Just did a NASA weekend at Homestead-Miami speedway this past weekend and did a test with the new NASA 99 rules on Alex Bolanos' front running SCCA national car. I must say, if NASA was looking to eliminate the advantages a top level 99 has, they hit the nail right on top of the head!
The basis was to Test the NASA rule set for 99's on a front running SCCA driver and car for Saturdays spec miata racing, and then have him switch to the SCCA rule set and race in the PT class in our "thunder" group (big, fast cars). It was ideal because it was the same driver, same car, same tires, on the same weekend. On Saturday, the race results were:
1st: 1.6 (Blanchard)
2nd: 99 (Rollin)
3rd: 1.6 (Wehmeyer)
Bolanos (99) was running second to Blanchard when he dropped out of the race prematurely, and I (1.6) was running 3rd closely behind Bolanos when I had a handling issue that kept me from turning consistent laps. When we all gathered at impound, everyone came in right on weight and the results were staggering, the top 3 lap times (Blanchard, myself, and Bolanos) were all within tenths, hundreds, or even thousandths of a second off of each other in the 1:48 range! All of our cars are built well and are fast, with the higher level of prep and development going to Alex's car, as it is his SCCA championship chaser.

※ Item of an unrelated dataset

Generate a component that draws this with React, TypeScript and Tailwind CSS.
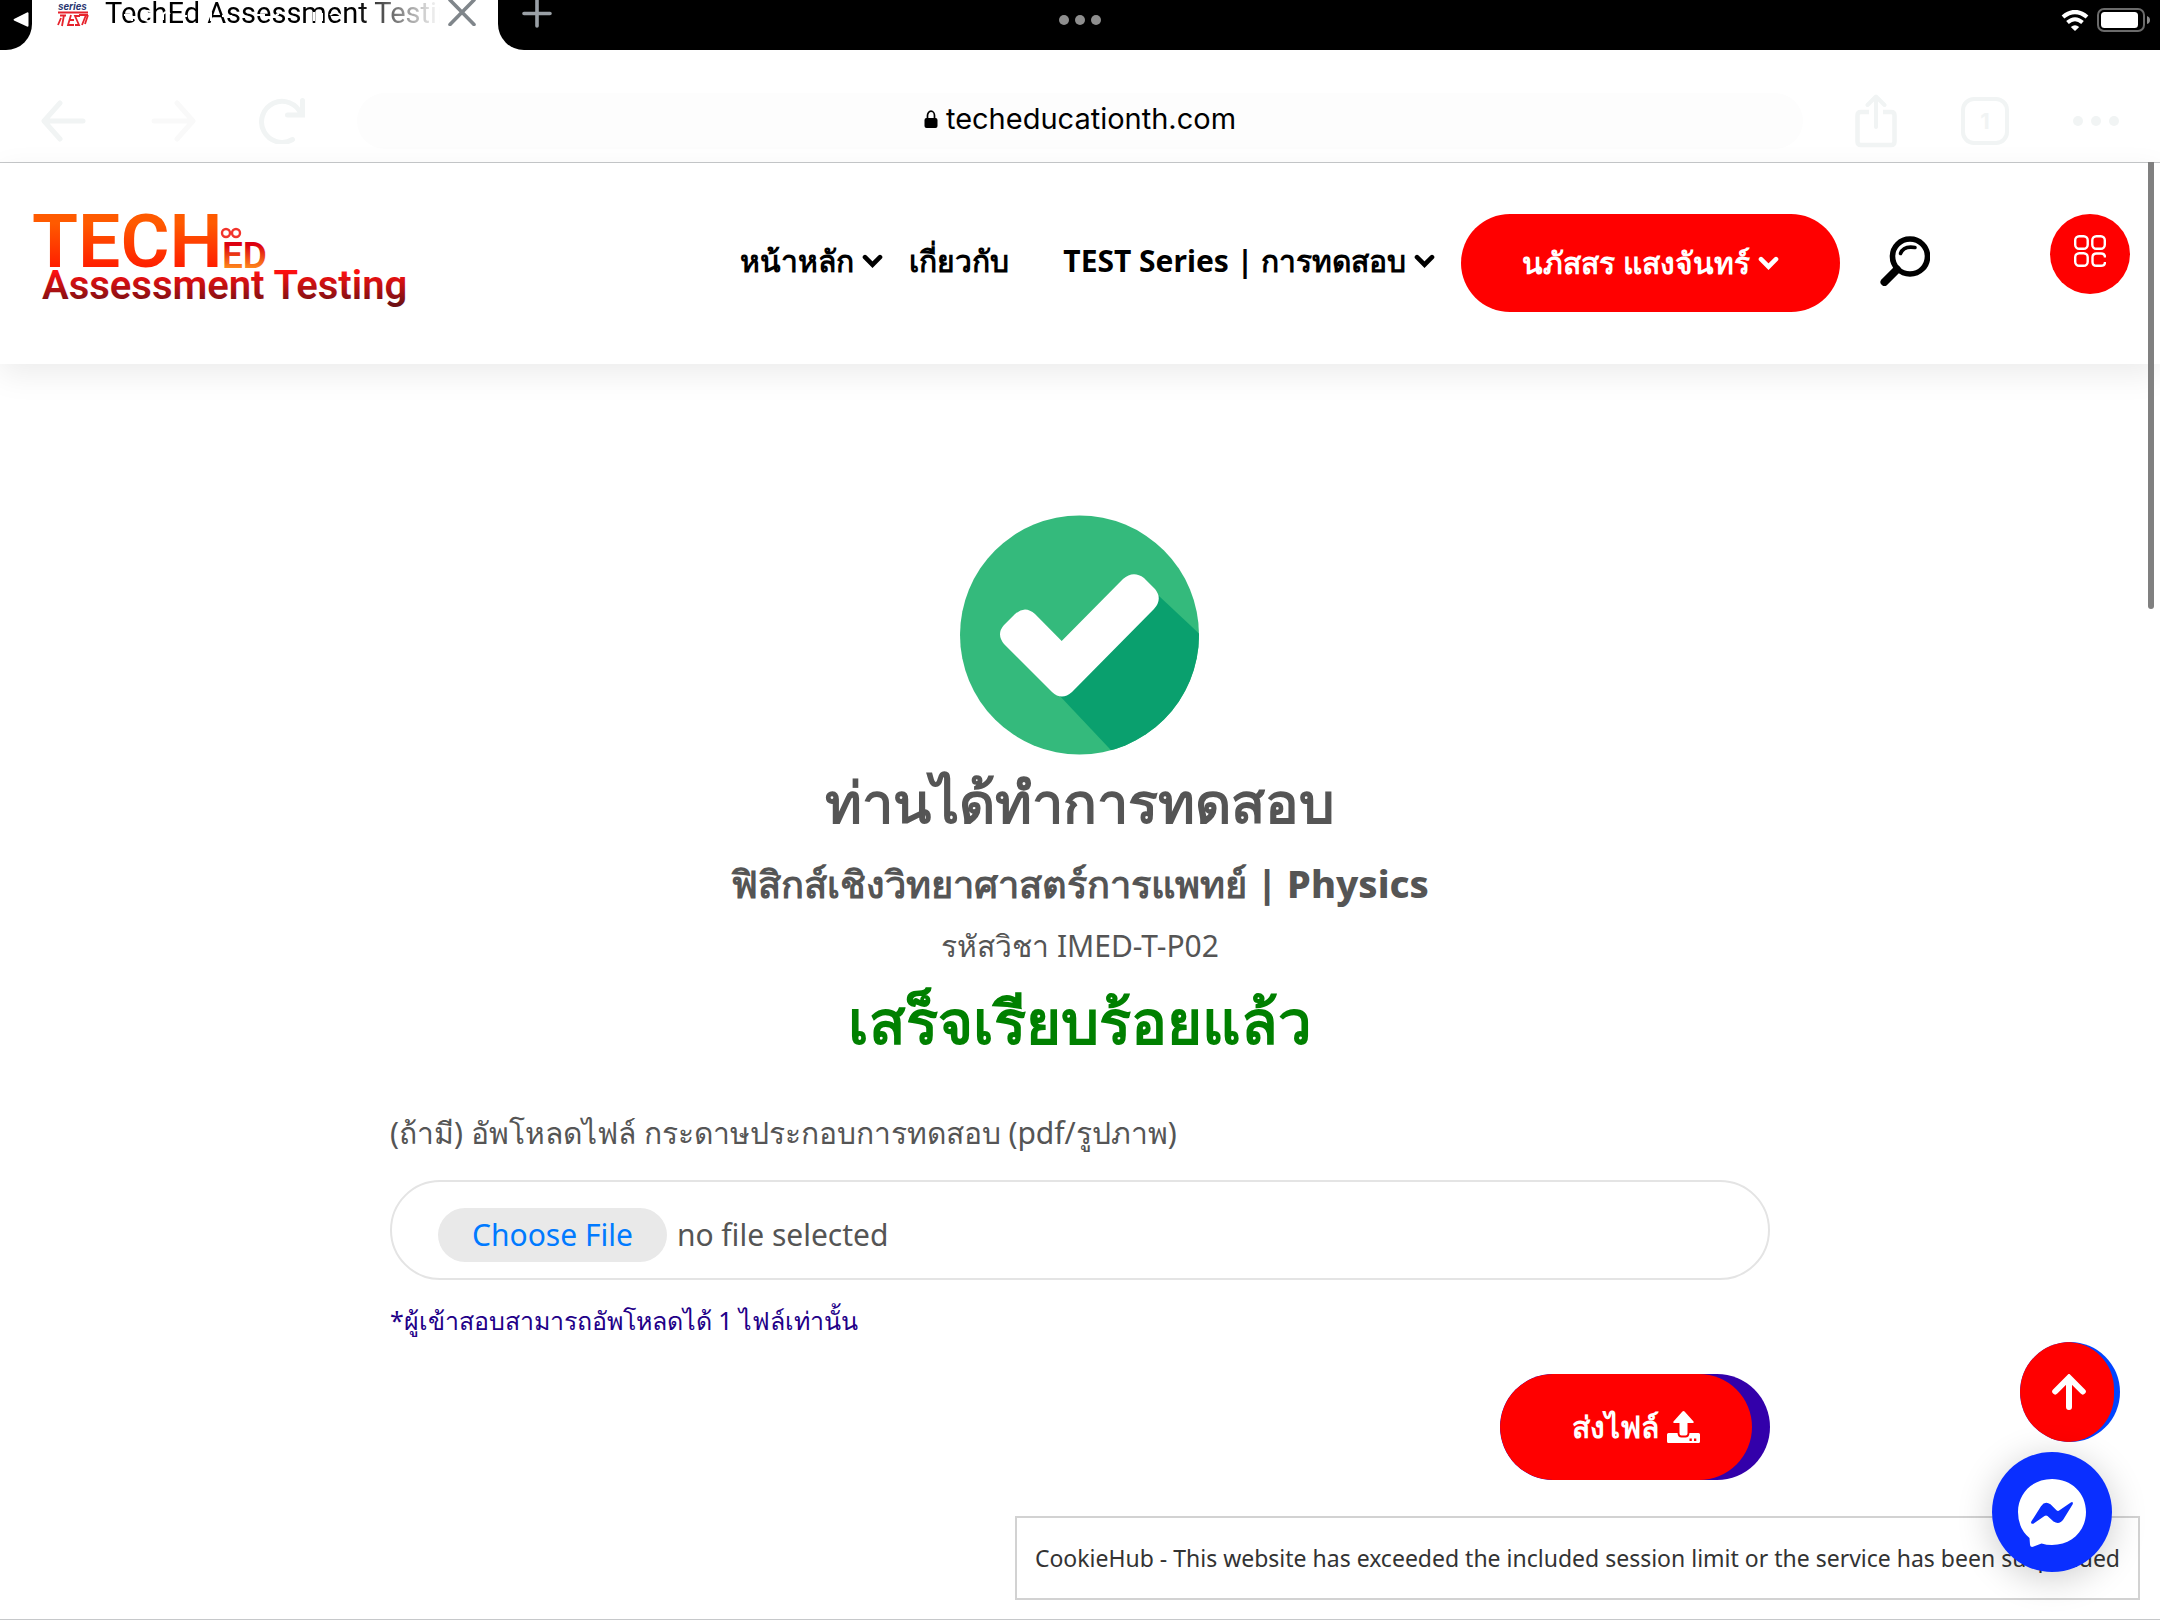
import { useState } from 'react';

interface NavLinkProps {
  label: string;
  hasMenu?: boolean;
  className?: string;
}

const ChevronDown: React.FC = () => (
  <svg viewBox="0 0 21 14" className="h-3.5 w-[21px] shrink-0" fill="none">
    <path
      d="M3 3.2 10.5 10.7 18 3.2"
      stroke="currentColor"
      strokeWidth="4.6"
      strokeLinecap="round"
    />
  </svg>
);

const NavLink: React.FC<NavLinkProps> = ({ label, hasMenu, className }) => (
  <a
    href="#"
    className={`flex items-center gap-2 whitespace-nowrap text-[30px] leading-10 font-bold text-black ${className ?? ''}`}
  >
    {label}
    {hasMenu && <ChevronDown />}
  </a>
);

const TabStrip: React.FC = () => (
  <div className="relative flex h-[50px] bg-white">
    <div className="flex w-8 justify-end rounded-br-[26px] bg-black pt-3 pr-[3px]">
      <svg viewBox="0 0 16 16" className="h-4 w-4" fill="#fff">
        <path d="M1 7 14 .4Q15.500 0 15.500 1.500V13.500Q15.500 15 14 14.600L1 8.500Q0 7.700 1 7Z" />
      </svg>
    </div>

    <div className="flex h-[26px] w-[466px] items-start pl-[25px]">
      <svg viewBox="0 0 32 28" className="h-7 w-8 shrink-0">
        <text
          x="1"
          y="10"
          fontSize="10"
          fontStyle="italic"
          fontWeight="bold"
          fontFamily="Liberation Sans, sans-serif"
          fill="#26336e"
        >
          series
        </text>
        <path
          d="M1 12.500H31M3 15.500H9M7 15 5 26M1 25 4 18M14 15 11 25H17M12 20H17M23 16H18L22 25H18M29 15 25 25M22 15H31M31 15 28 24"
          stroke="#e6232c"
          strokeWidth="1.800"
          fill="none"
        />
      </svg>
      <div className="relative ml-4 flex-1 overflow-hidden">
        <p className="whitespace-nowrap bg-linear-to-r from-black from-75% to-transparent bg-clip-text font-['Roboto',sans-serif] text-[29px] leading-[26px] text-transparent">
          TechEd Assessment Testing
        </p>
        {/* status bar glyphs bleed through the title */}
        <svg
          viewBox="0 0 320 26"
          className="absolute top-0 left-0 h-[26px] w-80"
          fill="none"
          stroke="#fff"
          strokeWidth="2"
        >
          <path d="M19 15H27M21 12Q27 10 27 18V21M46 12A5 5 0 1 0 46 20M58 20V14Q62 10 65 14M73 16H82M106 12V21M117 16H127M136 13Q131 14 137 17M151 15H160M174 14Q168 15 175 19M209 12V21M217 13V21M225 15Q231 10 236 16M246 20V14" />
        </svg>
      </div>
      <button type="button" aria-label="Close tab" className="mr-[22px] ml-2">
        <svg viewBox="0 0 28 26" className="h-[26px] w-7" fill="none">
          <path
            d="M2 0 26 24.500M26 0 2 24.500"
            stroke="#80868b"
            strokeWidth="3.600"
            strokeLinecap="round"
          />
        </svg>
      </button>
    </div>

    <div className="flex flex-1 items-start justify-between rounded-bl-[26px] bg-black pl-6">
      <button type="button" aria-label="New tab">
        <svg viewBox="0 0 30 28" className="h-7 w-[30px]" fill="none">
          <path
            d="M2 13.500H28M15 0V26"
            stroke="#9aa0a6"
            strokeWidth="3.600"
            strokeLinecap="round"
          />
        </svg>
      </button>
      <div className="mt-2 mr-2.5 flex items-center gap-2">
        <svg viewBox="0 0 28 21" className="h-[21px] w-7" fill="none">
          <path
            d="M2 7Q14-3 26 7"
            stroke="#fff"
            strokeWidth="4.200"
          />
          <path
            d="M6.500 12.500Q14 6 21.500 12.500"
            stroke="#fff"
            strokeWidth="4"
          />
          <path d="M14 21 9.800 17Q14 13.400 18.200 17Z" fill="#fff" />
        </svg>
        <svg viewBox="0 0 53 24" className="h-6 w-[53px]" fill="none">
          <rect
            x="1"
            y="1"
            width="46"
            height="22"
            rx="6"
            stroke="#6b6b6b"
            strokeWidth="2"
          />
          <rect x="4" y="4" width="37" height="16" rx="3.500" fill="#fff" />
          <path d="M50 8Q53 9 53 12T50 16Z" fill="#8b8b8b" />
        </svg>
      </div>
    </div>

    {/* multitasking dots */}
    <div className="absolute top-[15px] left-1/2 flex -translate-x-1/2 gap-1.5">
      <span className="size-2.5 rounded-full bg-[#8e8e8e]" />
      <span className="size-2.5 rounded-full bg-[#8e8e8e]" />
      <span className="size-2.5 rounded-full bg-[#8e8e8e]" />
    </div>
  </div>
);

const BrowserBar: React.FC = () => (
  <div className="flex h-[113px] items-center border-b border-[#c6c8ca] bg-white pt-[30px] pr-[41px] pl-[41px] text-[#f1f4f4]">
    <button type="button" aria-label="Back">
      <svg viewBox="0 0 46 46" className="size-[46px]" fill="none">
        <path
          d="M42 23H4M19 5 3 23 19 41"
          stroke="currentColor"
          strokeWidth="5"
          strokeLinecap="round"
          strokeLinejoin="round"
        />
      </svg>
    </button>
    <button
      type="button"
      aria-label="Forward"
      className="ml-[63px] text-[#f9f9f9]"
    >
      <svg viewBox="0 0 46 46" className="size-[46px]" fill="none">
        <path
          d="M4 23H42M27 5 43 23 27 41"
          stroke="currentColor"
          strokeWidth="5"
          strokeLinecap="round"
          strokeLinejoin="round"
        />
      </svg>
    </button>
    <button type="button" aria-label="Reload" className="ml-[63px]">
      <svg viewBox="0 0 46 46" className="size-[46px]" fill="none">
        <path
          d="M33.500 41.500A20.500 20.500 0 1 1 42 16M43.500 2.500V17H28.500"
          stroke="currentColor"
          strokeWidth="5"
          strokeLinecap="round"
        />
      </svg>
    </button>

    <div className="mx-[52px] flex h-14 flex-1 items-center justify-center gap-2 rounded-full bg-[#fdfdfd] pb-1 text-black">
      <svg viewBox="0 0 14 18" className="h-[18px] w-3.5" fill="none">
        <path d="M3.500 9V5.500a3.500 4.300 0 0 1 7 0V9" stroke="#000" strokeWidth="1.700" />
        <rect x=".5" y="8" width="13" height="10" rx="2" fill="#000" />
      </svg>
      <span className="font-['Inter',sans-serif] text-[29px] leading-10">
        techeducationth.com
      </span>
    </div>

    <button type="button" aria-label="Share">
      <svg viewBox="0 0 42 54" className="h-[54px] w-[42px]" fill="none">
        <path
          d="M14 18H6Q2.500 18 2.500 21.500V47.500Q2.500 51 6 51H36Q39.500 51 39.500 47.500V21.500Q39.500 18 36 18H28"
          stroke="currentColor"
          strokeWidth="4.500"
        />
        <path
          d="M21 33V3M12.500 11 21 2.500 29.500 11"
          stroke="currentColor"
          strokeWidth="4"
          strokeLinecap="round"
          strokeLinejoin="round"
        />
      </svg>
    </button>
    <button
      type="button"
      className="ml-16 flex size-12 items-center justify-center rounded-[13px] border-4 border-[#f1f4f4] font-['Inter',sans-serif] text-[22px] leading-6 font-bold"
    >
      1
    </button>
    <button type="button" aria-label="Menu" className="ml-16 flex gap-2">
      <span className="size-2.5 rounded-full bg-[#f1f4f4]" />
      <span className="size-2.5 rounded-full bg-[#f1f4f4]" />
      <span className="size-2.5 rounded-full bg-[#f1f4f4]" />
    </button>
  </div>
);

const Logo: React.FC = () => (
  <a href="#" aria-label="TechEd Assessment Testing" className="shrink-0">
    <svg viewBox="0 0 390 112" className="h-28 w-[390px]">
      <defs>
        <linearGradient id="tech" x1="0" y1="0" x2="0" y2="1">
          <stop offset=".3" stopColor="#ff5a00" />
          <stop offset=".8" stopColor="#ff1e00" />
        </linearGradient>
        <linearGradient id="ed" x1="0" y1="0" x2="0" y2="1">
          <stop offset=".25" stopColor="#dc0010" />
          <stop offset=".8" stopColor="#ff8a1c" />
        </linearGradient>
        <linearGradient id="line" x1="0" y1="0" x2="0" y2="1">
          <stop offset=".2" stopColor="#ff1010" />
          <stop offset=".9" stopColor="#6e1014" />
        </linearGradient>
      </defs>
      <g fontFamily="'Roboto', sans-serif">
        <text x="0" y="65" fontSize="75" fontWeight="600" fill="url(#tech)">
          TECH
        </text>
        <text x="190" y="66" fontSize="37" fontWeight="600" fill="url(#ed)">
          ED
        </text>
        <text x="10" y="97" fontSize="40" fontWeight="600" fill="url(#line)">
          Assessment Testing
        </text>
      </g>
      <g fill="none" stroke="#f2342c" strokeWidth="2.400">
        <circle cx="194" cy="31" r="4" />
        <circle cx="204" cy="31" r="4" />
      </g>
    </svg>
  </a>
);

const SiteHeader: React.FC = () => (
  <header className="flex h-[201px] items-start bg-white pt-[51px] pr-[30px] pl-8 shadow-[0_10px_30px_rgba(0,0,0,0.08)]">
    <div className="-mt-3 flex h-28 items-center">
      <Logo />
    </div>
    <nav className="ml-auto flex h-[98px] items-center">
      <div className="flex pb-1">
        <NavLink label="หน้าหลัก" hasMenu />
        <NavLink label="เกี่ยวกับ" className="ml-[26px]" />
        <NavLink
          label="TEST Series | การทดสอบ"
          hasMenu
          className="ml-[54px]"
        />
      </div>
      <button
        type="button"
        className="ml-[26px] flex h-[98px] w-[379px] items-center justify-center gap-2 whitespace-nowrap rounded-full bg-[#ff0000] text-[30px] leading-10 font-semibold text-white"
      >
        นภัสสร แสงจันทร์
        <ChevronDown />
      </button>
      <button type="button" aria-label="Search" className="ml-10 pb-1">
        <svg viewBox="0 0 50 50" className="size-[50px]" fill="none">
          <circle cx="30" cy="20.500" r="17.500" stroke="#000" strokeWidth="5.600" />
          <path
            d="M20.500 17.500Q23.500 9.500 35 11.500"
            stroke="#000"
            strokeWidth="3.600"
            strokeLinecap="round"
          />
          <path
            d="M17 33.500 4.500 46"
            stroke="#000"
            strokeWidth="8"
            strokeLinecap="round"
          />
        </svg>
      </button>
    </nav>
    <button
      type="button"
      aria-label="Open panel"
      className="ml-[120px] flex size-20 items-start justify-center rounded-full bg-[#ff0000] pt-[21px]"
    >
      <svg viewBox="0 0 32 32" className="size-8" fill="none">
        <g stroke="#fff" strokeWidth="2.400">
          <rect x="1.200" y="1.200" width="12.500" height="12.500" rx="4" />
          <rect x="18.300" y="1.200" width="12.500" height="12.500" rx="4" />
          <rect x="1.200" y="18.300" width="12.500" height="12.500" rx="4" />
          <path d="M31 22.500Q31 18.500 27 18.500H22.500Q18.500 18.500 18.500 22.500V27Q18.500 30.800 22.500 30.800H27Q31 30.800 31 27" />
        </g>
      </svg>
    </button>
  </header>
);

const CheckBadge: React.FC = () => (
  <svg viewBox="0 0 240 240" className="size-60">
    <clipPath id="disc">
      <circle cx="119.500" cy="120" r="119.500" />
    </clipPath>
    <circle cx="119.500" cy="120" r="119.500" fill="#34ba7c" />
    <path
      d="M98 179 199 81 260 138V250H165Z"
      fill="#0aa06e"
      clipPath="url(#disc)"
    />
    <path
      d="M101.700 126 75 99Q65 90 55 99L44 110Q36 119 44 129L92 177Q101.700 186 112 177L194 94Q203 84 195 74L184 63Q173.300 55 163 64Z"
      fill="#fff"
    />
  </svg>
);

const UploadForm: React.FC = () => {
  const [fileName, setFileName] = useState('no file selected');

  return (
    <form
      className="mt-[51px] w-full max-w-[1380px]"
      onSubmit={(e) => e.preventDefault()}
    >
      <label
        htmlFor="paper"
        className="block text-[30px] leading-[50px] text-[#555555]"
      >
        (ถ้ามี) อัพโหลดไฟล์ กระดาษประกอบการทดสอบ (pdf/รูปภาพ)
      </label>
      <input
        id="paper"
        type="file"
        className="sr-only"
        onChange={(e) =>
          setFileName(e.target.files?.[0]?.name ?? 'no file selected')
        }
      />
      <label
        htmlFor="paper"
        className="mt-[22px] flex h-[100px] items-center gap-2.5 rounded-full border-2 border-[#e4e4e4] bg-white pt-2.5 pl-[46px] text-[30px] leading-[54px] text-[#555555]"
      >
        <span className="rounded-full bg-[#e9e9e9] px-[34px] text-[#007aff]">
          Choose File
        </span>
        {fileName}
      </label>
      <p className="mt-5 text-[25px] leading-10 text-[#220088]">
        *ผู้เข้าสอบสามารถอัพโหลดได้ 1 ไฟล์เท่านั้น
      </p>
      <div className="mt-[34px] flex justify-end">
        <button
          type="submit"
          className="flex h-[106px] w-[270px] overflow-hidden rounded-full bg-[#3300aa]"
        >
          <span className="flex h-full w-[252px] items-center justify-center gap-2 rounded-full bg-[#ff0000] pl-5 text-[30px] leading-10 font-bold whitespace-nowrap text-white">
            ส่งไฟล์
            <svg viewBox="0 0 33 32" className="h-8 w-[33px]" fill="#fff">
              <path d="M15.200.8Q16.500-.6 17.800.8L26.500 10.500Q27.500 12 25.500 12H20.500V22.500Q20.500 24.500 18.500 24.500H14.500Q12.500 24.500 12.500 22.500V12H7.500Q5.500 12 6.500 10.500Z" />
              <path
                fillRule="evenodd"
                d="M1.500 22H10.500Q10.800 26.500 14.500 26.500H18.500Q22.200 26.500 22.500 22H31.500Q33 22 33 23.500V30.500Q33 32 31.500 32H1.500Q0 32 0 30.500V23.500Q0 22 1.500 22ZM22.500 27.500V30H24.800V27.500ZM27 27.500V30H29.300V27.500Z"
              />
            </svg>
          </span>
        </button>
      </div>
    </form>
  );
};

const FloatingWidgets: React.FC = () => (
  <>
    <div className="absolute right-5 bottom-[19px] border-2 border-[#d2d2d2] bg-white px-[18px] py-5 text-[23px] leading-10 whitespace-nowrap text-[#333333]">
      CookieHub - This website has exceeded the included session limit or the
      service has been suspended
    </div>
    <button
      type="button"
      aria-label="Back to top"
      className="absolute right-10 bottom-[177px] flex size-[100px] overflow-hidden rounded-full bg-[#0044ff]"
    >
      <span className="flex h-full w-[94px] items-center justify-center rounded-full bg-[#ff0000] pl-1">
        <svg viewBox="0 0 34 36" className="h-9 w-[34px]" fill="none">
          <path
            d="M17 33V5M3.200 17.500 17 3.700 30.800 17.500"
            stroke="#fff"
            strokeWidth="6"
            strokeLinecap="round"
          />
        </svg>
      </span>
    </button>
    <button
      type="button"
      aria-label="Messenger"
      className="absolute right-12 bottom-[47px] size-[120px] rounded-full bg-[#0a2fff] shadow-[0_6px_36px_rgba(0,0,0,0.2)]"
    >
      <svg viewBox="0 0 120 120" className="size-[120px]">
        <path
          d="M60 27C79.500 27 94 41 94 60S79.500 93 60 93Q54.500 93 49.500 91.500L41 94.800Q38 95.500 38 92.500L37.500 86Q26 76.500 26 60C26 41 40.500 27 60 27Z"
          fill="#fff"
        />
        <path
          d="M39.300 69.500 49 54.200Q53 48.500 58.500 52.300L64.500 58.300Q66 59.500 67.500 58.300L78.800 50.400Q81.500 49.300 80.700 52.300L71.300 67.500Q67.300 73.200 61.500 69.500L55.500 64Q54 62.800 52.500 64L41.300 71.700Q38.300 72.300 39.300 69.500Z"
          fill="#0a2fff"
        />
      </svg>
    </button>
    {/* scrollbar thumb */}
    <div className="absolute top-[162px] right-1.5 h-[447px] w-1.5 rounded-b-full bg-[#808080]" />
  </>
);

const App: React.FC = () => {
  return (
    <div className="relative flex min-h-screen flex-col overflow-hidden border-b border-[#c6c8ca] bg-white font-['Noto_Sans',sans-serif]">
      <TabStrip />
      <BrowserBar />
      <SiteHeader />
      <main className="flex flex-1 flex-col items-center px-10 pt-[151px] text-[#555555]">
        <CheckBadge />
        <h1 className="mt-2.5 text-[56px] leading-[72px] font-extrabold">
          ท่านได้ทำการทดสอบ
        </h1>
        <h2 className="mt-5 text-[38px] leading-[52px] font-extrabold">
          ฟิสิกส์เชิงวิทยาศาสตร์การแพทย์ | Physics
        </h2>
        <p className="mt-3 text-[30px] leading-[50px]">รหัสวิชา IMED-T-P02</p>
        <p className="mt-3.5 text-[60px] leading-[72px] font-extrabold text-[#008000]">
          เสร็จเรียบร้อยแล้ว
        </p>
        <UploadForm />
      </main>
      <FloatingWidgets />
    </div>
  );
};

export default App;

On the track, the cars were EXACTLY the same in terms of power. Cliff's car and mine were dead nuts even down the straits and out of corners, the only differences were in set-up's, braking points, lines, and good ol' driver skill! Alex's 99 seemed to lack a little torque out of the hairpins, but pulled through the mid-range better and evened out on the top end with the 1.6's. Several times throughout the race I found myself inches from Cliff or Alex's bumper and could not even bump draft them, where in previous races against Alex's 99 at the same track using last years 99 rules, he walked away from me out of the corners and through the mid range. There is a big difference for sure, and it's definitely evening out the playing field down here on our flat tracks (Homestead is a NASCAR roval).
Alex was supposed to provide data from his traqmate for submission to NASA national, and I am not sure what happened on that front.
Alex did not run his car on Sunday, he ran Cliffs other car, which is a 99. He ended up finishing 3rd behind Blanchard and myself, his lap times were a half second or so off of ours, which is understandable being he was in a car that was not his. Since Alex's car was parked, no data was able to be gathered from the experiment using the SCCA rules in the PT class. Cliff's car was racing in PT with Alex at the wheel, but I am unsure if the SCCA plate was used or of they just had a fun run with no plate, because the lap times were in the 1:47.5 range, which was faster than any SM time of the weekend. If it was in SCCA trim, there is still a definite advantage as Alex was in Cliff's car once again, which is not his normal car. I'd like to think another half second or so would be had in his own car in SCCA trim. Just to note, the existing SCCA lap record at Homestead is a 1:48.1, so we are talking so seriously good times here.
So, this is what happened when a top level driver, in a top prepped 99 used the 2011 NASA SM rules in a race with other well prepped 1.6's (no na 1.8 cars in the top 5). At this track, the car was dead even with the 1.6. Essentially what I see here is that NASA's new rule set made a top level 99 no better than a well prepped 1.6. This might have been the point in NASA's rule change, and if so, they have nailed it. I also think that NASA has it's own program and agenda, which is to build up it's race group within it's own HPDE ranks and not rely on crossover racers from the SCCA, and keeping the rules the way they are for the 99 cars will do that, as top prepped 99's and their owners will most likely stick with the SCCA where their cars are faster. But the 85% of regional based SM owners that don't have top prepped 99 front running cars will be happier in NASA competition, as their cars will be more competitive then they would be in SCCA competition.
Call it "not good for the better or the class", but I think it will prolong the class. The racers with home built or mid pack early na cars will come back out of the woodwork and jump back into the sport without thinking they need a pro prepped 99 to be competitive. We have seen this happen already, we had several new drivers attend this past race that have not raced with us before, and they didn't come up through the NASA HPDE ranks.
Fire away, call me biased because I have a 1.6, or call me NASA biased, but to me, you can't escape the fact that the lap times are pretty damn close between cars with these rules.
I will put a link to the race results when they are available. And please excuse the typo's if any, this was done on an iPhone.